Race, Orientation, Religion, Age, Ability and Sex are all discussed. (I wish it had a more eye-grabby cover; it looks like a dry academic discourse, when it’s actually easy to read, fun and exciting.)
The love interest in my latest WiP is the daughter of a general in a dystopian setting, where a common enemy has made for more racial unity, but feminism has been set back. This girl is gorgeous, self confident, and she kicks ass; my MC doesn’t have a chance. She’s also Black.
Y’know that internet list that came out about white people getting described like food? Ugh.
I want to create a real person who can stand on her own, no matter who reads my book, not a piece of cardboard, cut out with a white person’s scissors. So I went looking online for some help. I found a lot of articles about whether I should in the first place: the Root has a great one, a few that made me feel spanked before I even set words down, and some blog posts where I learned more from the comments than the articles.

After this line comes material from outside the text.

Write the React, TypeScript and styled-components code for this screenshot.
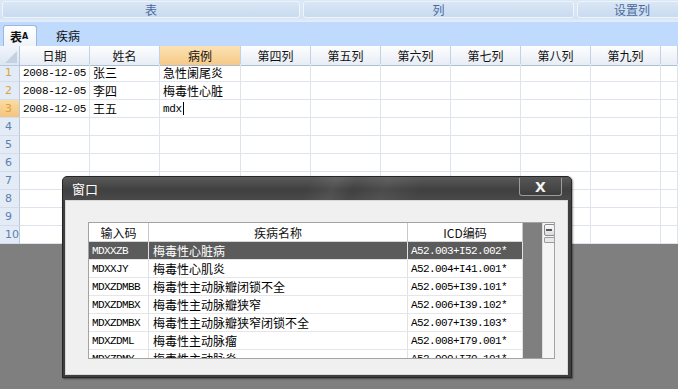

But Shawl and Ward’s book was the only one I could find that guides a writer beyond “the unmarked state” and gives examples of how to write a marginalized character, and even has exercises that open the brain into seeing and writing a bigger picture. There are two essays at the end that are fantastic, too, both by Nisi Shawl- Beautiful Strangers: Transracial Writing for the Sincere, and Appropriate Cultural Appropriation.
And with what I’ve learned from Shawl and Ward’s book, and what has been clarified into usable and concrete advice, hopefully I’m a step closer to writing a more inclusive world.